The blank page offers Everything—hope and despair, torment and wonder, pain and relief, torture and healing. In its loving embrace even the most vile creatures, thoughts and feelings we could never speak become beautiful, welcomed, seen, heard, felt, and loved.
Rilke says, “Let Everything happen to you—Beauty and terror. Just keep going. No feeling is the furthest you can reach.”
Substack has opened up a new blank page for me—one that has removed the veil from so many other blank pages in my life. It’s put the ink back in my blood and given me permission to take risks, to fail, to discover, and to “give back my heart to itself.”
Thank you, Substack, and to all my subscribers who make this practice so meaningful.
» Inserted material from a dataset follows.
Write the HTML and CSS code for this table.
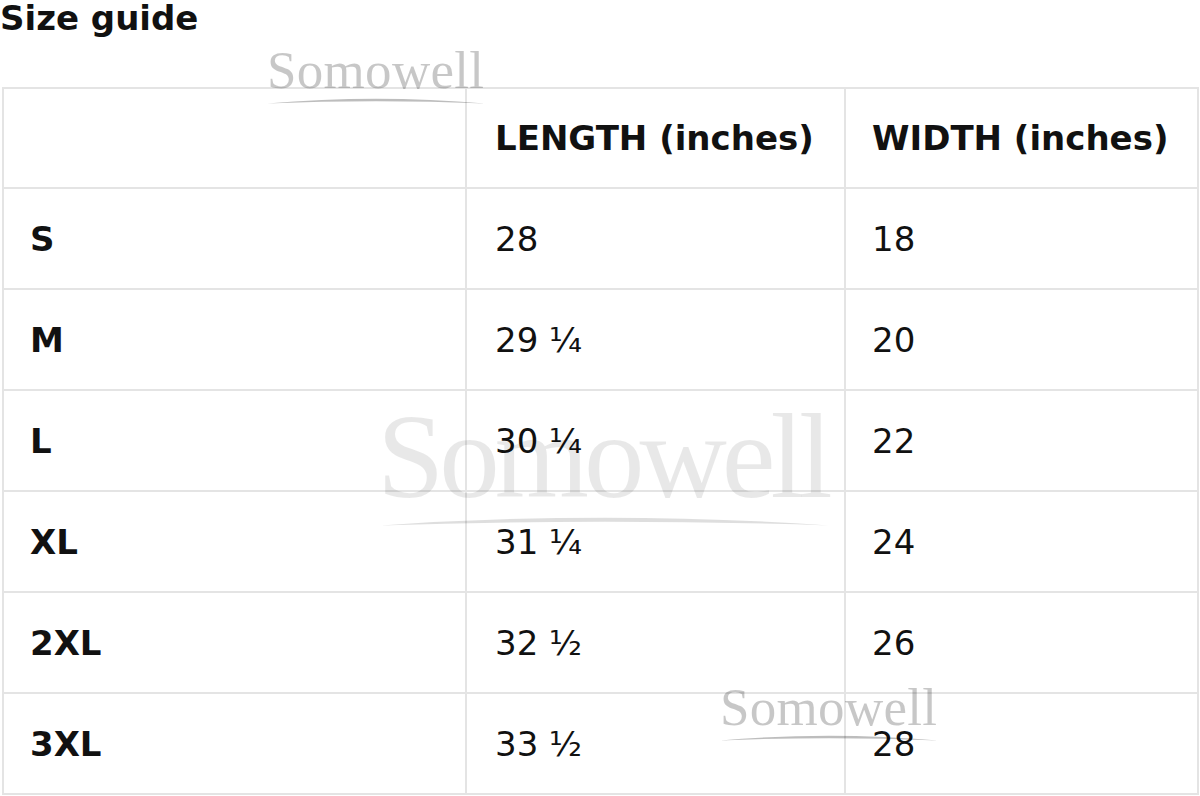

Without your support, my voice would still be wandering the wilds of email marketing, waiting for a page blank enough to call me back to myself.
If you want to see what else might come through when I give myself the time and space to simply write, I hope you’ll consider becoming a subscriber.
With Love & Gratitude,
Thank you for sharing Allysha, I think there is something quite magical that happens on Substack. Having never really written, I have found so much joy in writing from ME and then the unexpected bonus of connecting with the most beautiful of souls. Enjoy what unfolds here, it's a healing sanctuary and inspiration all in one.
This was a delight to read!
What a lovely surprise that instead of just being another platform to get out there, substack inspired you! Your words have always been lyrical. And your vision of the everyday and the unseen is magical.
I Love that you are both honest and kind in your examination of your journey. I find I can be so self critical that I cut myself off from progress. You seem to find ways to give yourself understanding and kindness. It models for me what it looks like to choose understanding over dissatisfaction.
It sounds like a stage you needed to go through is progressing to another stage. I am curious to see what it will bring. I think the world is moving into something that craves what you have to offer. Many were not ripe enough before. The timing of the Universe is Devine.